La
historia humana está sembrada de otoños y patriarcados, y a sus lecciones
debemos volver para no deslizarme en ese pasotismo social que corroe los
valores hasta dejarlos huecos. En esta suerte incierta que llamamos democracia,
la agenda de las verdades se disfraza entre tolerancias ambiguas, tan
sofisticadas en su maquinaria que terminan invitando a los patéticos a
precipitarse en las trampas que ellos mismos han tejido.
Hoy
añadimos a la cronología de los hechos esta retransmisión soterrada de
pasillos: voces que siseaban, manos que limpiaban cajones, mentes que deshacían
complots, y conciencias que, a ratos, se golpeaban el pecho bajo el peso tardío
de la culpa.
No se mueve un pajume; esta quietud sensata es la antesala de la tormenta que vendrá a barrer el primer enjuague del cambio. Muchos se preguntan: “¿Cómo hemos llegado hasta aquí?”, para acto seguido resignarse: “Hasta aquí hemos llegado”. Poco queda por analizar de este ciclón que ha girado entre hechos, sospechas y falsedades. Y, aun así, el cambio de ciclo —tan urgente, tan aplazado— parecía esperar la señal de un otoño definitivo.
¿Qué
ha significado para las estadísticas del pueblo este cúmulo de virtudes
atropelladas bajo las siglas de la intención? Entre la elaboración de las
promesas y el servilismo de los actos solo ha sobrevivido la tolerancia a los
estragos: primero la invitación a participar, luego la mirada crítica, después
la tolerancia sin crispación. Los siguientes pasos se hundieron en la duda
entre “si no puedes con ellos, únete a ellos” o la verdad desnuda: quien no
cambia, desaparece en su propio hechizo. Al final, lo único firme ha sido la
certeza del ciclón: no todo vale.
No
faltarán el regodeo ni las pataletas, como en los infantes cuando se les cae la
muralla del proteccionismo y descubren, a la intemperie, la responsabilidad.

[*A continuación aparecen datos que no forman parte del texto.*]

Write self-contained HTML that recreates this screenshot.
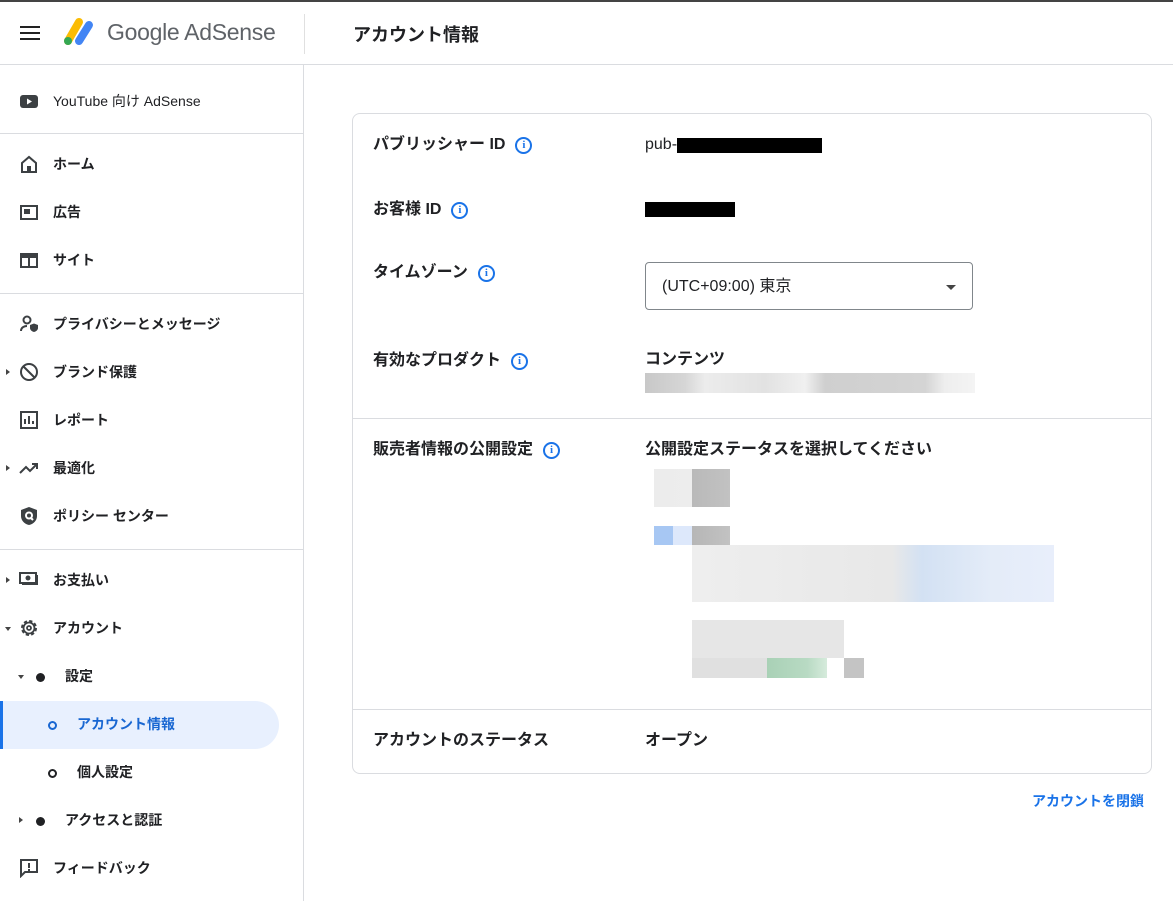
<!DOCTYPE html>
<html><head><meta charset="utf-8"><style>
*{box-sizing:border-box;margin:0;padding:0}
body{width:1173px;height:901px;overflow:hidden;background:#fff;font-family:"Liberation Sans","Noto Sans CJK JP",sans-serif;color:#202124;position:relative}
.topline{position:absolute;left:0;top:0;width:1173px;height:2px;background:#444}
.hdr{position:absolute;left:0;top:2px;width:1173px;height:63px;border-bottom:1px solid #dadce0}
.side{position:absolute;left:0;top:65px;width:304px;height:836px;border-right:1px solid #dadce0}
.it{position:absolute;left:0;width:303px;height:40px;display:flex;align-items:center;font-size:14px;font-weight:bold;color:#202124}
.it svg{position:absolute;left:19px}
.it span{position:absolute;left:53px}
.div{position:absolute;left:0;width:303px;height:1px;background:#dadce0}
.arr{position:absolute;left:6px;width:0;height:0;border-top:3px solid transparent;border-bottom:3px solid transparent;border-left:4px solid #444}
.arrd{position:absolute;width:0;height:0;border-left:3px solid transparent;border-right:3px solid transparent;border-top:4px solid #444}
.card{position:absolute;left:352px;top:113px;width:800px;height:661px;border:1px solid #dadce0;border-radius:8px}
.lab{position:absolute;left:373px;font-size:16px;font-weight:bold;color:#202124;line-height:20px;display:flex;align-items:center}
.val{position:absolute;left:645px;font-size:16px;color:#202124;line-height:20px}
.info{display:inline-block;width:17px;height:17px;border:2px solid #1a73e8;border-radius:50%;color:#1a73e8;font-size:11px;font-weight:bold;text-align:center;line-height:13px;margin-left:10px;font-family:"Liberation Serif",serif}
.b{position:absolute}
</style></head><body>
<div class="topline"></div>
<div class="hdr">
 <svg style="position:absolute;left:20px;top:24px" width="20" height="14"><rect y="0" width="20" height="2" fill="#222"/><rect y="6" width="20" height="2" fill="#222"/><rect y="12" width="20" height="2" fill="#222"/></svg>
 <svg style="position:absolute;left:61px;top:14px" width="36" height="32"><line x1="7" y1="25" x2="18" y2="6" stroke="#fbbc04" stroke-width="8" stroke-linecap="round"/><circle cx="7" cy="25" r="4" fill="#34a853"/><line x1="18" y1="25" x2="28" y2="9" stroke="#4285f4" stroke-width="8" stroke-linecap="round"/></svg>
 <div style="position:absolute;left:107px;top:17px;font-size:23px;color:#5f6368;letter-spacing:-0.3px">Google AdSense</div>
 <div style="position:absolute;left:304px;top:12px;width:1px;height:40px;background:#e0e0e0"></div>
 <div style="position:absolute;left:353px;top:19px;font-size:18px;font-weight:bold">アカウント情報</div>
</div>
<div class="side">
 <div class="it" style="top:16px"><svg width="20" height="20"><rect x="1" y="4" width="18" height="13" rx="3" fill="#3c4043"/><path d="M8 7.5v6l5-3z" fill="#fff"/></svg><span style="font-weight:normal">YouTube 向け AdSense</span></div>
 <div class="div" style="top:68px"></div>
 <div class="it" style="top:79px"><svg width="20" height="20"><path d="M3 9l7-6 7 6v9H3z" fill="none" stroke="#3c4043" stroke-width="2"/><rect x="8" y="12" width="4" height="6" fill="#3c4043"/></svg><span>ホーム</span></div>
 <div class="it" style="top:127px"><svg width="20" height="20"><rect x="2" y="4" width="16" height="13" fill="none" stroke="#3c4043" stroke-width="2"/><rect x="5" y="7" width="6" height="5" fill="#3c4043"/></svg><span>広告</span></div>
 <div class="it" style="top:175px"><svg width="20" height="20"><rect x="2" y="4" width="16" height="13" fill="none" stroke="#3c4043" stroke-width="2"/><rect x="2" y="4" width="16" height="4" fill="#3c4043"/><rect x="9" y="8" width="2" height="9" fill="#3c4043"/></svg><span>サイト</span></div>
 <div class="div" style="top:228px"></div>
 <div class="it" style="top:239px"><svg width="20" height="20"><circle cx="8" cy="6" r="3.5" fill="none" stroke="#3c4043" stroke-width="2"/><path d="M2 17c0-4 4-5 6-5" fill="none" stroke="#3c4043" stroke-width="2"/><path d="M11 11l4-1.5 4 1.5v3c0 2-2 3.5-4 4-2-.5-4-2-4-4z" fill="#3c4043"/></svg><span>プライバシーとメッセージ</span></div>
 <div class="arr" style="top:304px"></div>
 <div class="it" style="top:287px"><svg width="20" height="20"><circle cx="10" cy="10" r="8" fill="none" stroke="#3c4043" stroke-width="2"/><line x1="4.5" y1="4.5" x2="15.5" y2="15.5" stroke="#3c4043" stroke-width="2"/></svg><span>ブランド保護</span></div>
 <div class="it" style="top:335px"><svg width="20" height="20"><rect x="2" y="2" width="16" height="16" fill="none" stroke="#3c4043" stroke-width="2"/><path d="M6 14V9M10 14V6M14 14v-3" stroke="#3c4043" stroke-width="2"/></svg><span>レポート</span></div>
 <div class="arr" style="top:400px"></div>
 <div class="it" style="top:383px"><svg width="20" height="20"><path d="M1 15l6-6 4 4 7-7M13 6h5v5" fill="none" stroke="#3c4043" stroke-width="2"/></svg><span>最適化</span></div>
 <div class="it" style="top:431px"><svg width="20" height="20"><path d="M10 1l8 3v6c0 4-3 8-8 9-5-1-8-5-8-9V4z" fill="#3c4043"/><circle cx="10" cy="9.5" r="3" fill="none" stroke="#fff" stroke-width="2"/><line x1="12" y1="12" x2="14" y2="14" stroke="#fff" stroke-width="2"/></svg><span>ポリシー センター</span></div>
 <div class="div" style="top:484px"></div>
 <div class="arr" style="top:512px"></div>
 <div class="it" style="top:495px"><svg width="20" height="20"><rect x="3" y="5" width="16" height="10" fill="#3c4043"/><rect x="1" y="3" width="16" height="10" fill="#fff" stroke="#3c4043" stroke-width="2"/><circle cx="9" cy="8" r="2.5" fill="#3c4043"/></svg><span>お支払い</span></div>
 <div class="arrd" style="left:5px;top:562px"></div>
 <div class="it" style="top:543px"><svg width="20" height="20"><circle cx="10" cy="10" r="6.5" fill="none" stroke="#3c4043" stroke-width="3" stroke-dasharray="3 2.1"/><circle cx="10" cy="10" r="5.5" fill="none" stroke="#3c4043" stroke-width="1.8"/><circle cx="10" cy="10" r="2" fill="none" stroke="#3c4043" stroke-width="1.8"/></svg><span>アカウント</span></div>
 <div class="arrd" style="left:18px;top:610px"></div>
 <div style="position:absolute;left:36px;top:608px;width:9px;height:9px;border-radius:50%;background:#202124"></div>
 <div class="it" style="top:591px"><span style="left:65px">設定</span></div>
 <div style="position:absolute;left:0;top:636px;width:279px;height:48px;background:#e8f0fe;border-radius:0 24px 24px 0;border-left:3px solid #1a73e8"></div>
 <div style="position:absolute;left:48px;top:656px;width:9px;height:9px;border-radius:50%;border:2px solid #1967d2"></div>
 <div class="it" style="top:639px;color:#1967d2"><span style="left:77px">アカウント情報</span></div>
 <div style="position:absolute;left:48px;top:704px;width:9px;height:9px;border-radius:50%;border:2px solid #202124"></div>
 <div class="it" style="top:687px"><span style="left:77px">個人設定</span></div>
 <div class="arr" style="top:752px;left:19px"></div>
 <div style="position:absolute;left:36px;top:752px;width:9px;height:9px;border-radius:50%;background:#202124"></div>
 <div class="it" style="top:735px"><span style="left:65px">アクセスと認証</span></div>
 <div class="it" style="top:783px"><svg width="20" height="20"><path d="M2 2h16v12H6l-4 4z" fill="none" stroke="#3c4043" stroke-width="2"/><rect x="9" y="5" width="2" height="5" fill="#3c4043"/><rect x="9" y="11" width="2" height="2" fill="#3c4043"/></svg><span>フィードバック</span></div>
</div>

<div class="card"></div>
<div class="lab" style="top:135px">パブリッシャー ID<span class="info">i</span></div>
<div class="val" style="top:135px">pub-</div>
<div class="b" style="left:677px;top:138px;width:145px;height:15px;background:#000"></div>
<div class="lab" style="top:200px">お客様 ID<span class="info">i</span></div>
<div class="b" style="left:645px;top:202px;width:90px;height:15px;background:#000"></div>
<div class="lab" style="top:263px">タイムゾーン<span class="info">i</span></div>
<div style="position:absolute;left:645px;top:262px;width:328px;height:48px;border:1px solid #80868b;border-radius:4px"></div>
<div class="val" style="left:662px;top:277px">(UTC+09:00) 東京</div>
<div style="position:absolute;left:946px;top:285px;border-left:5px solid transparent;border-right:5px solid transparent;border-top:5px solid #444"></div>
<div class="lab" style="top:351px">有効なプロダクト<span class="info">i</span></div>
<div class="val" style="top:350px;font-weight:bold">コンテンツ</div>
<div class="b" style="left:645px;top:373px;width:330px;height:20px;background:linear-gradient(90deg,#c8c8c8 0,#d6d6d6 40px,#ececec 60px,#e2e2e2 120px,#f0f0f0 160px,#cfcfcf 180px,#d4d4d4 280px,#eee 300px,#f4f4f4 330px)"></div>
<div class="b" style="left:353px;top:418px;width:798px;height:1px;background:#dadce0"></div>
<div class="lab" style="top:440px">販売者情報の公開設定<span class="info">i</span></div>
<div class="val" style="top:440px;font-weight:bold">公開設定ステータスを選択してください</div>
<div class="b" style="left:654px;top:469px;width:76px;height:38px;background:linear-gradient(90deg,#ececec 0,#ededed 38px,#b9b9b9 38px,#c2c2c2 76px)"></div>
<div class="b" style="left:654px;top:526px;width:76px;height:19px;background:linear-gradient(90deg,#a7c7f3 0,#a7c7f3 19px,#dde8fb 19px,#dde8fb 38px,#b6b6b6 38px,#c2c2c2 76px)"></div>
<div class="b" style="left:692px;top:545px;width:362px;height:57px;background:linear-gradient(90deg,#eee 0,#e8e8e8 200px,#d3e1f3 230px,#e4ecf8 300px,#e8eefb 362px)"></div>
<div class="b" style="left:692px;top:620px;width:152px;height:38px;background:#e6e6e6"></div>
<div class="b" style="left:692px;top:658px;width:172px;height:20px;background:linear-gradient(90deg,#e0e0e0 0,#e0e0e0 75px,#a9d1b6 75px,#b8dac3 115px,#d6ebdc 135px,#fff 135px,#fff 152px,#c4c4c4 152px)"></div>
<div class="b" style="left:353px;top:709px;width:798px;height:1px;background:#dadce0"></div>
<div class="lab" style="top:731px">アカウントのステータス</div>
<div class="val" style="top:731px;font-weight:bold">オープン</div>
<div style="position:absolute;left:1032px;top:791px;font-size:14px;font-weight:bold;color:#1a73e8">アカウントを閉鎖</div>
</body></html>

Pero ya es tiempo de sacudir las sábanas del palacio y correr las cortinas de
la luz, de abrir las ventanas al oxígeno: este nuevo ciclo exige una higiene
social largamente postergada.
La
sociedad avanza según la fuerza de quienes la impulsan, según los valores que
custodia y la tolerancia que es capaz de ejercer. La mayoría aspira al bien de
los suyos, y en ello encuentra su propósito; pero en la esfera pública se debe
invocar el criterio y el valor que sostienen a la comunidad entera. Tal
desenlace, necesariamente, es la garantía última de nuestra supervivencia. Los
instrumentos para liberar enrocamientos siguen siendo los mismos: la sabiduría
de lo legal, la firmeza de lo democrático.
Nadie
halla júbilo en el mal ajeno: celebramos el bien común. Y es ahí donde los
cambios, para ser legítimos, deben ser guiados por mayorías críticas y
asentados en el pulso sereno de la legalidad democrática.